There are so many ways to organize a life. By time, by place. By school and the punctuation of semesters. By loved ones coming or leaving, going or staying.
When I meet other young people, I’m always astounded by how quickly we move through life. We rattle off where we’re living, what we’re studying, and how we fill up our spare time and sense of self. We live too fast to be stuck in one place or one feeling for too long.
But I feel that Gen Z has also taken critical notice of living with grief and uncertainty. Public opinions sometimes associate Gen Z with “quiet quitting,” entitlement, and job-hopping. The cost of living is causing many Gen Zers to live at home or seek help from family. Suicide rates have risen among US college students and even doubled in the past 20 years for college athletes.
Far from creating divisions between generations, these points force us to consider more broadly: under what conditions do we become who we are?
Last year, I couldn’t have given you an answer. Just a few weeks before joining the NMGZ community in Atlanta, my college lost a student to suicide. I cannot, and will not, ever make sense of it. Qingyang, better known as K, was a year below me. She was a founder of our Chinese Student Association, an impressive (and intimidating) peer, a doting cat owner, and a wonderful friend. After her passing, the campus was heavy with sadness, a dense malaise.

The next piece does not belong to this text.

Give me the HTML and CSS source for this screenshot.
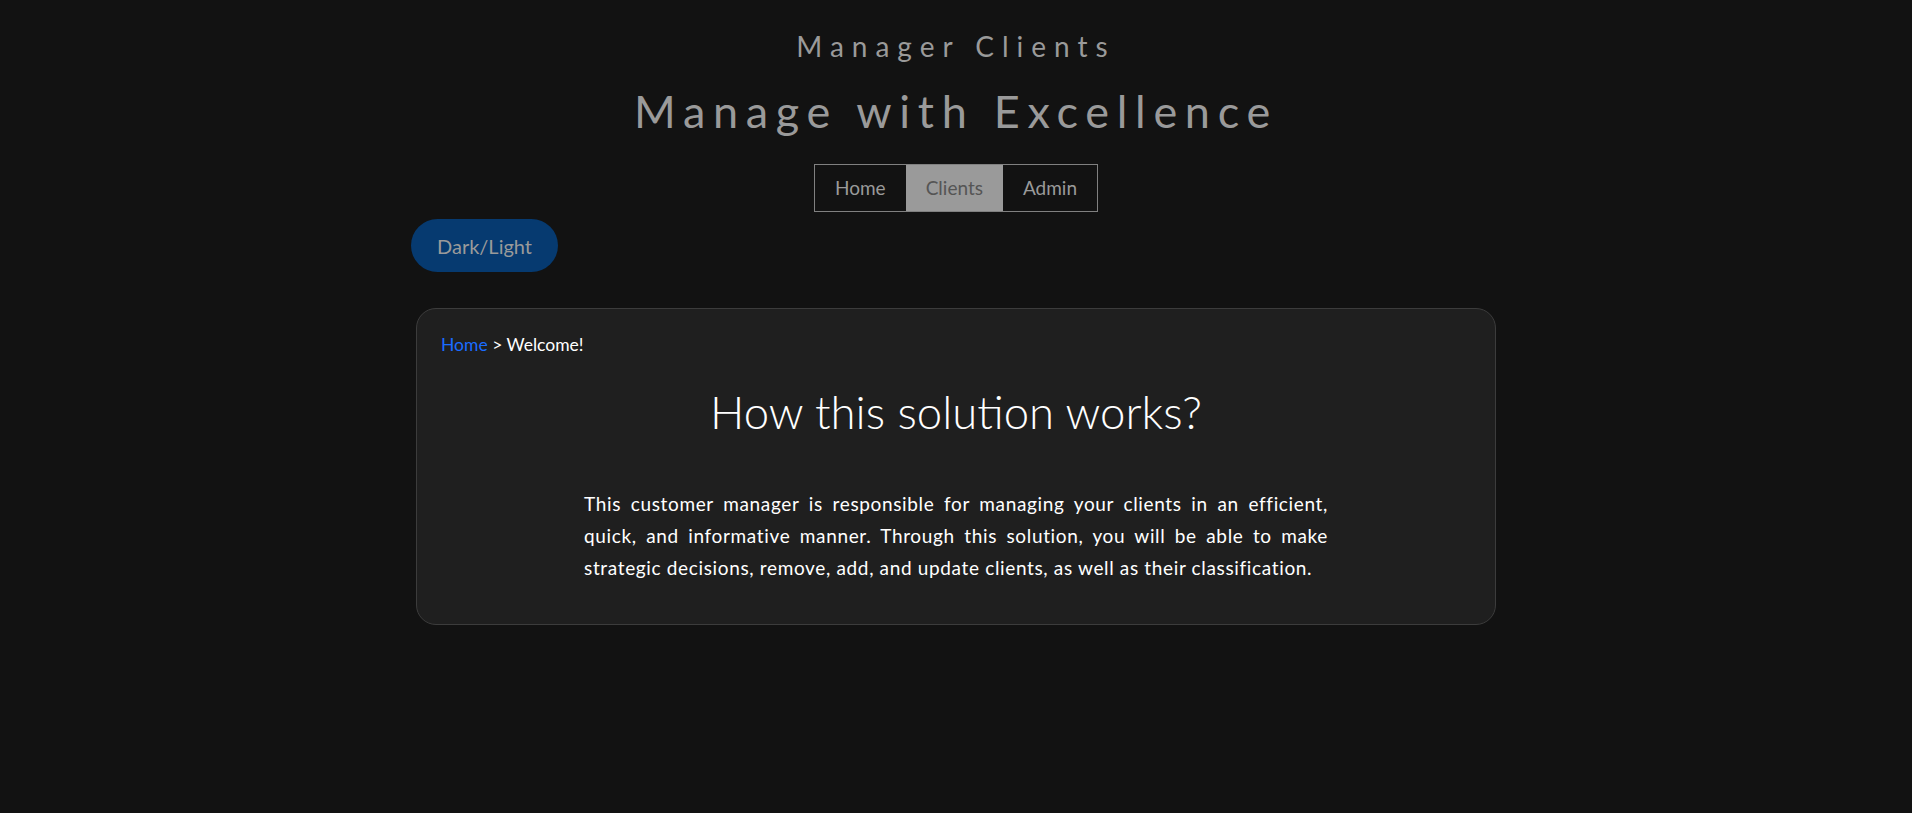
FILE: index.html
```html
<!DOCTYPE html>
<html lang="en">
<head>
<meta charset="utf-8">
<title>Manager Clients</title>
<link rel="stylesheet" href="styles.css">
</head>
<body>
<header class="site-header">
  <h2 class="subtitle">Manager Clients</h2>
  <h1 class="title">Manage with Excellence</h1>
  <nav class="nav">
    <a class="nav-item" href="#">Home</a>
    <a class="nav-item active" href="#">Clients</a>
    <a class="nav-item" href="#">Admin</a>
  </nav>
</header>
<main class="container">
  <button class="theme-btn" type="button">Dark/Light</button>
  <section class="card">
    <div class="breadcrumb"><a href="#" class="crumb-link">Home</a> &gt; Welcome!</div>
    <h3 class="card-title">How this solution works?</h3>
    <p class="card-text">This customer manager is responsible for managing your clients in an efficient, quick, and informative manner. Through this solution, you will be able to make strategic decisions, remove, add, and update clients, as well as their classification.</p>
  </section>
</main>
</body>
</html>
```
FILE: styles.css
```css
* { box-sizing: border-box; }
html, body { margin: 0; padding: 0; }
body {
  background: #121212;
  font-family: Lato, "Open Sans", sans-serif;
  color: #ffffff;
  min-height: 813px;
}
.site-header {
  display: flex;
  flex-direction: column;
  align-items: center;
  padding-top: 26px;
}
.subtitle {
  margin: 0;
  font-weight: 400;
  font-size: 28px;
  line-height: 40px;
  letter-spacing: 8px;
  color: #9a9a9a;
}
.title {
  margin: 18px 0 0;
  font-weight: 400;
  font-size: 45px;
  line-height: 54px;
  letter-spacing: 7.7px;
  color: #9a9a9a;
}
.nav {
  display: flex;
  margin-top: 26px;
  border: 1px solid #808080;
}
.nav-item {
  display: block;
  padding: 0 20px;
  height: 46px;
  line-height: 46px;
  font-size: 19px;
  color: #9a9a9a;
  text-decoration: none;
}
.nav-item.active {
  background: #9a9a9a;
  color: #555555;
}
.container {
  width: 1090px;
  margin: 7px auto 0;
  display: flex;
  flex-direction: column;
  align-items: flex-start;
}
.theme-btn {
  height: 53px;
  padding: 0 26px;
  border: none;
  border-radius: 27px;
  background: #063a70;
  color: #9a9a9a;
  font-family: Lato, "Open Sans", sans-serif;
  font-size: 20px;
}
.card {
  align-self: stretch;
  margin: 36px 5px 0;
  background: #1f1f1f;
  border: 1px solid #3c3c3c;
  border-radius: 20px;
  padding: 24px 24px 40px;
}
.breadcrumb {
  font-size: 17.5px;
  line-height: 24px;
  color: #ffffff;
}
.crumb-link {
  color: #1a6cff;
  text-decoration: none;
}
.card-title {
  margin: 27px 0 0;
  text-align: center;
  font-weight: 300;
  font-size: 45.5px;
  line-height: 56px;
}
.card-text {
  width: 744px;
  margin: 48px auto 0;
  font-size: 19px;
  letter-spacing: 0.65px;
  line-height: 32px;
  text-align: justify;
}
```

When we kicked off the Atlanta trip with a workshop on Diversity, Equity, Inclusion, and Belonging, I thought about what it meant to find community while living in the aftermath. Everyone has lost someone. Everyone has felt out of place even—or especially—in workplace settings, where uncertainty is a weakness. Everyone has felt unsure, no matter how quickly you’ve moved through life. In a drawing activity, where my peers and I shared illustrations of what DEIB might look like, no two pieces looked the same. Yet no interpretation was incorrect, either.
I can’t underscore the many insights I’ve taken from wonderful professionals we met in Atlanta: how to strengthen localized marketing while maintaining global visions, the value of networking cross-functionally, or why the heck third-party cookies are so invasive. But I’m also deeply grateful for the NMGZ peers I met on this trip, who lead such rich and passionate lives, and who live boldly with uncertainty every day.
Life after a loss can be easy to periodize. There is the ‘before’ and the ‘after.’ There is the thing that changed you and its aftermath. But in seeking out community—and acknowledging every emotional state we come with—we can make this business of living that much more meaningful.